*EXERCISE DIRECTIONS*. Extract, from the listing that follows, each line containing the word "styles".

*DATA SECTION*.
-- Begin --
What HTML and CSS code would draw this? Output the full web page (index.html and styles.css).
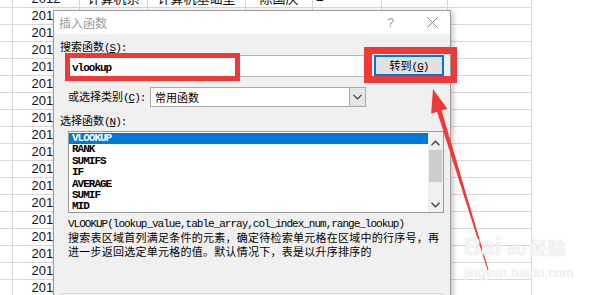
FILE: index.html
```html
<!DOCTYPE html>
<html lang="zh-CN">
<head>
<meta charset="UTF-8">
<title>插入函数</title>
<link rel="stylesheet" href="styles.css">
</head>
<body>

<div class="sheet">
    <div class="row"><span class="c0"></span><span class="c1">2012</span><span class="c2">计算机系</span><span class="c3">计算机基础室</span><span class="c4">陈国庆</span><span class="c5 left">=</span><span class="c6"></span><span class="c7"></span></div>
    <div class="row"><span class="c0"></span><span class="c1">2012</span><span class="c2"></span><span class="c3"></span><span class="c4"></span><span class="c5"></span><span class="c6"></span><span class="c7"></span></div>
    <div class="row"><span class="c0"></span><span class="c1">2012</span><span class="c2"></span><span class="c3"></span><span class="c4"></span><span class="c5"></span><span class="c6"></span><span class="c7"></span></div>
    <div class="row"><span class="c0"></span><span class="c1">2012</span><span class="c2"></span><span class="c3"></span><span class="c4"></span><span class="c5"></span><span class="c6"></span><span class="c7"></span></div>
    <div class="row"><span class="c0"></span><span class="c1">2012</span><span class="c2"></span><span class="c3"></span><span class="c4"></span><span class="c5"></span><span class="c6"></span><span class="c7"></span></div>
    <div class="row"><span class="c0"></span><span class="c1">2012</span><span class="c2"></span><span class="c3"></span><span class="c4"></span><span class="c5"></span><span class="c6"></span><span class="c7"></span></div>
    <div class="row"><span class="c0"></span><span class="c1">2012</span><span class="c2"></span><span class="c3"></span><span class="c4"></span><span class="c5"></span><span class="c6"></span><span class="c7"></span></div>
    <div class="row"><span class="c0"></span><span class="c1">2012</span><span class="c2"></span><span class="c3"></span><span class="c4"></span><span class="c5"></span><span class="c6"></span><span class="c7"></span></div>
    <div class="row"><span class="c0"></span><span class="c1">2012</span><span class="c2"></span><span class="c3"></span><span class="c4"></span><span class="c5"></span><span class="c6"></span><span class="c7"></span></div>
    <div class="row"><span class="c0"></span><span class="c1">2012</span><span class="c2"></span><span class="c3"></span><span class="c4"></span><span class="c5"></span><span class="c6"></span><span class="c7"></span></div>
    <div class="row"><span class="c0"></span><span class="c1">2012</span><span class="c2"></span><span class="c3"></span><span class="c4"></span><span class="c5"></span><span class="c6"></span><span class="c7"></span></div>
    <div class="row"><span class="c0"></span><span class="c1">2012</span><span class="c2"></span><span class="c3"></span><span class="c4"></span><span class="c5"></span><span class="c6"></span><span class="c7"></span></div>
    <div class="row"><span class="c0"></span><span class="c1">2012</span><span class="c2"></span><span class="c3"></span><span class="c4"></span><span class="c5"></span><span class="c6"></span><span class="c7"></span></div>
    <div class="row"><span class="c0"></span><span class="c1">2012</span><span class="c2"></span><span class="c3"></span><span class="c4"></span><span class="c5"></span><span class="c6"></span><span class="c7"></span></div>
    <div class="row"><span class="c0"></span><span class="c1">2012</span><span class="c2"></span><span class="c3"></span><span class="c4"></span><span class="c5"></span><span class="c6"></span><span class="c7"></span></div>
    <div class="row"><span class="c0"></span><span class="c1">2012</span><span class="c2"></span><span class="c3"></span><span class="c4"></span><span class="c5"></span><span class="c6"></span><span class="c7"></span></div>
    <div class="row"><span class="c0"></span><span class="c1">2012</span><span class="c2"></span><span class="c3"></span><span class="c4"></span><span class="c5"></span><span class="c6"></span><span class="c7"></span></div>
    <div class="row"><span class="c0"></span><span class="c1">2012</span><span class="c2"></span><span class="c3"></span><span class="c4"></span><span class="c5"></span><span class="c6"></span><span class="c7"></span></div>
</div>

<!-- dialog floats over the sheet -->
<div class="dialog">
    <div class="titlebar">
        <span class="title">插入函数</span>
        <span class="help">?</span>
        <svg class="close" width="11" height="11" viewBox="0 0 11 11">
            <path d="M0.5 0.5 L10.5 10.5 M10.5 0.5 L0.5 10.5" stroke="#8a8a8a" stroke-width="1" fill="none"/>
        </svg>
    </div>

    <div class="dlg-body">
        <div class="lbl">搜索函数<span class="mono">(<u>S</u>):</span></div>

        <div class="search-row">
            <div class="search"><span class="mono">vlookup</span></div>
            <div class="go">转到<span class="mono">(<u>G</u>)</span></div>
        </div>

        <div class="cat-row">
            <span class="cat-lbl">或选择类别<span class="mono">(<u>C</u>):</span></span>
            <div class="select">
                <span class="sel-text">常用函数</span>
                <span class="drop">
                    <svg width="9" height="6" viewBox="0 0 9 6"><path d="M0.5 0.8 L4.5 4.8 L8.5 0.8" stroke="#333" stroke-width="1.2" fill="none"/></svg>
                </span>
            </div>
        </div>

        <div class="lbl lbl-list">选择函数<span class="mono">(<u>N</u>):</span></div>

        <div class="fn-list">
            <ul class="items">
                <li class="sel">VLOOKUP</li>
                <li>RANK</li>
                <li>SUMIFS</li>
                <li>IF</li>
                <li>AVERAGE</li>
                <li>SUMIF</li>
                <li>MID</li>
            </ul>
            <div class="scroll">
                <svg class="arr" width="9" height="6" viewBox="0 0 9 6"><path d="M0.5 5.2 L4.5 1.2 L8.5 5.2" stroke="#444" stroke-width="1.4" fill="none"/></svg>
                <div class="thumb"></div>
                <svg class="arr arr-down" width="9" height="6" viewBox="0 0 9 6"><path d="M0.5 0.8 L4.5 4.8 L8.5 0.8" stroke="#444" stroke-width="1.4" fill="none"/></svg>
            </div>
        </div>

        <p class="sig mono">VLOOKUP(lookup_value,table_array,col_index_num,range_lookup)</p>
        <p class="desc">搜索表区域首列满足条件的元素，确定待检索单元格在区域中的行序号，再<br>进一步返回选定单元格的值。默认情况下，表是以升序排序的</p>
    </div>
    <div class="dlg-line"></div>
</div>

<!-- annotations -->
<div class="mark mark-search"></div>
<div class="mark mark-go"></div>

<svg class="arrow" width="607" height="295" viewBox="0 0 607 295">
    <polygon fill="#f03838" points="433,89 447.5,109 441.6,110.6 488.6,270 487.6,270.2 437.2,111.9 431.2,113.6"/>
</svg>

<div class="watermark">
    <div class="wm-logo"><span>Bai</span><span class="paw">du</span><span class="wm-cn">经验</span></div>
    <div class="wm-url">jingyan.baidu.com</div>
</div>

</body>
</html>
```

FILE: styles.css
```css
body {
    margin: 0;
    width: 607px;
    height: 295px;
    overflow: hidden;
    position: relative;
    background-color: #ffffff;
    font-family: "Liberation Sans", "Noto Sans CJK SC", sans-serif;
}

/* spreadsheet behind the dialog */
.sheet {
    margin-top: -9px;
}

.row {
    display: grid;
    grid-template-columns: 13px 67px 68px 98px 67px 69px 66px 84px;
    height: 17px;
}

.row span {
    box-sizing: border-box;
    height: 17px;
    border-right: 1px solid #d9d9d9;
    border-bottom: 1px solid #d9d9d9;
    font-size: 13px;
    line-height: 16px;
    text-align: center;
    color: #111;
    white-space: nowrap;
    overflow: hidden;
}

.row .left {
    text-align: left;
    padding-left: 3px;
}

/* insert function dialog */
.dialog {
    position: absolute;
    left: 53px;
    top: 10px;
    width: 398px;
    height: 300px;
    box-sizing: border-box;
    border: 1px solid #9a9a9a;
    background-color: #f0f0f0;
    box-shadow: 2px 2px 6px rgba(0, 0, 0, 0.25);
    font-family: "Noto Sans CJK SC", sans-serif;
    font-size: 11px;
    line-height: 14px;
    color: #000;
}

.titlebar {
    height: 23px;
    background-color: #ffffff;
    display: flex;
    align-items: center;
    padding-left: 5px;
}

.title {
    color: #9a9a9a;
    font-size: 12px;
    flex: 1;
}

.help {
    color: #9a9a9a;
    font-family: "Liberation Sans", sans-serif;
    font-size: 12px;
    margin-right: 33px;
}

.close {
    margin-right: 12px;
}

.dlg-body {
    padding: 5px 0 0 6px;
}

.mono {
    font-family: "Liberation Mono", monospace;
    letter-spacing: -1px;
}

.lbl {
    height: 14px;
}

.search-row {
    display: flex;
    align-items: flex-start;
    margin-top: 2px;
    padding-left: 8px;
}

.search {
    width: 298px;
    height: 22px;
    box-sizing: border-box;
    background-color: #ffffff;
    border: 1px solid #b8b8b8;
    padding-left: 3px;
    line-height: 20px;
    font-size: 11px;
    font-weight: bold;
}

.go {
    margin-left: 8px;
    width: 70px;
    height: 21px;
    box-sizing: border-box;
    border: 2px solid #0078d7;
    background-color: #e1e1e1;
    text-align: center;
    line-height: 17px;
}

.cat-row {
    display: flex;
    align-items: center;
    height: 20px;
    margin-top: 10px;
    padding-left: 8px;
}

.cat-lbl {
    width: 82px;
}

.select {
    display: flex;
    width: 216px;
    height: 20px;
    box-sizing: border-box;
    border: 1px solid #a9a9a9;
    background-color: #ffffff;
}

.sel-text {
    flex: 1;
    padding-left: 4px;
    line-height: 18px;
}

.drop {
    width: 15px;
    background-color: #e6e6e6;
    border-left: 1px solid #a9a9a9;
    display: flex;
    align-items: center;
    justify-content: center;
}

.lbl-list {
    margin-top: 6px;
}

.fn-list {
    display: flex;
    margin: 4px 0 0 8px;
    width: 376px;
    height: 82px;
    box-sizing: border-box;
    border: 1px solid #9a9a9a;
    background-color: #ffffff;
}

.items {
    flex: 1;
    list-style: none;
    margin: 0;
    padding: 1px 0 0 0;
    font-family: "Liberation Mono", monospace;
    font-weight: bold;
    font-size: 11px;
    letter-spacing: -1px;
}

.items li {
    height: 11.4px;
    line-height: 11.4px;
    padding-left: 3px;
}

.items .sel {
    background-color: #0078d7;
    color: #ffffff;
}

.scroll {
    width: 15px;
    background-color: #f0f0f0;
    display: flex;
    flex-direction: column;
    align-items: center;
}

.arr {
    margin-top: 8px;
}

.thumb {
    width: 13px;
    height: 32px;
    margin-top: 4px;
    background-color: #cdcdcd;
}

.arr-down {
    margin-top: auto;
    margin-bottom: 4px;
}

.sig {
    margin: 5px 0 0 8px;
    font-size: 11px;
    line-height: 12px;
    white-space: nowrap;
}

.desc {
    margin: 0 0 0 8px;
    line-height: 14px;
    letter-spacing: 0.25px;
    white-space: nowrap;
}

.dlg-line {
    position: absolute;
    left: 6px;
    right: 6px;
    top: 282px;
    border-top: 1px solid #d8d8d8;
}

/* red annotation boxes */
.mark {
    position: absolute;
    box-sizing: border-box;
    border-color: #f03838;
    border-style: solid;
}

.mark-search {
    left: 65px;
    top: 53px;
    width: 175px;
    height: 28px;
    border-width: 5px;
}

.mark-go {
    left: 364px;
    top: 47px;
    width: 93px;
    height: 36px;
    border-width: 7px 6px 7px 8px;
}

.arrow {
    position: absolute;
    left: 0;
    top: 0;
}

.watermark {
    position: absolute;
    left: 464px;
    top: 232px;
    color: #f5f5f5;
    text-shadow: 0 0 1px #d4d4d4;
    font-family: "Liberation Sans", "Noto Sans CJK SC", sans-serif;
}

.wm-logo {
    font-size: 24px;
    font-weight: bold;
    line-height: 30px;
}

.paw {
    font-size: 15px;
    margin-left: 6px;
}

.wm-cn {
    font-size: 18px;
    margin-left: 4px;
}

.wm-url {
    font-size: 13px;
    line-height: 16px;
    letter-spacing: 0.3px;
}
```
-- End --
*ANSWER TO THE EXERCISE*.
What HTML and CSS code would draw this? Output the full web page (index.html and styles.css).
<link rel="stylesheet" href="styles.css">
FILE: styles.css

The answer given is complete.